约翰·梅纳德·凯恩斯||《通论》法文版序言(李井奎译)

约翰·梅纳德·凯恩斯||《通论》法文版序言(李井奎译)
2022年01月08日 11:32 井奎

法文版

英国政治经济学由正统学派所支配,如此已逾百年之久。这不是说,它所呈现的学说一成不变。相反,该学说一直在演进。但是,其假设、氛围、方法,却始终如一,令人惊异。这种引人注目的连续性,贯穿于其所有的变化之中,斑斑可见。在这种正统学派的传统下,在它连绵不断的转变中,我受到了熏染和培育。我学习它,讲授它,撰写它。可能在外人看来,我仍然属于这一学派。之后的历史学家会认为,这本书在本质上仍然隶属于同一传统。但我自己在撰写这本书时,以及在其他最近逐步导向这本书的著作中,我已然感到自己业已脱离了这一正统学派的传统,而且是强烈地在对它做着抗争和改变,在从某些东西中逃出来,在不断地得到解放。就我而言,这种心态可以为本书中的某些错误提供一个解释,尤其是本书某些段落中具有争议性的注解,而且,本书的基调是更多地给特定观点的持有者提供内容,而没有给一般听众(ad urbem et orbem)提供太多东西。我的本意是想使我周围的那些人们信服,而没有足够率直地去面对外行人的意见。现在,三年过去了,对于我所呈现出来的新面貌,人们已经逐渐习惯,对于我身上那些旧传统的气息,人们也几乎已经忘却,有鉴于此,若然我重新来写的话,我应该努力地使自己免于再犯这样的错误,而会以更为明晰的风格来表达我的立场。

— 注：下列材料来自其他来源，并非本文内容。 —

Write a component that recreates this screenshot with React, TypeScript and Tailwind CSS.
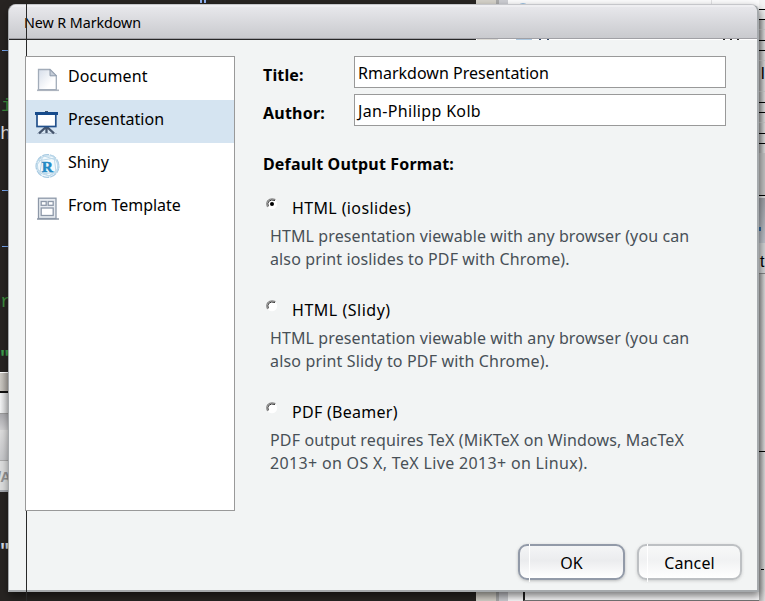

我说这些给法国的读者,半是解释,半是道歉。这是因为,法国不像我的祖国,有一个正统学派传统,以同样的权威支配着当代的意见。美国的情况与英国差相仿佛。但自从二十年前尚处于鼎盛地位的法国自由主义学派经济学家退出舞台,与欧洲其他地方一样,在法国,就再也没有出现过这类居于支配地位的学派(虽然在这些经济学家的影响力式微之后,他们还都活到了很大的年纪,但当我刚开始成为《经济学刊》(Economic Journal)的一名年轻编辑时,为他们中的许多人——拉法骚尔(Levasseur)、莫利纳里(Molinari)、勒罗伊-比尤列尔(Leroy-Beaulieu)等——撰写讣告的任务就落到了我的头上。)如果查理·季特(Charles Gide)取得如同阿尔弗雷德·马歇尔一样的影响和权威的话,那么,贵国的情况就会与我们国家更为相像。事实上,你们的经济学家是折衷主义者,(有时候我们认为)远远不具有系统思想的深厚根基。这可能更容易使他们理解我之所言。但也可能会产生这样的结果,即:当我论及“古典”学派的思想以及“古典”经济学家时,我的读者有时候会疑惑我在说什么,而有些英国的批评者认为我这样说是语言上的滥用。因此,如果我尝试着简要地指出我之观点的主要差异所在,那么,我想,这样做对法国的读者可能会有所助益。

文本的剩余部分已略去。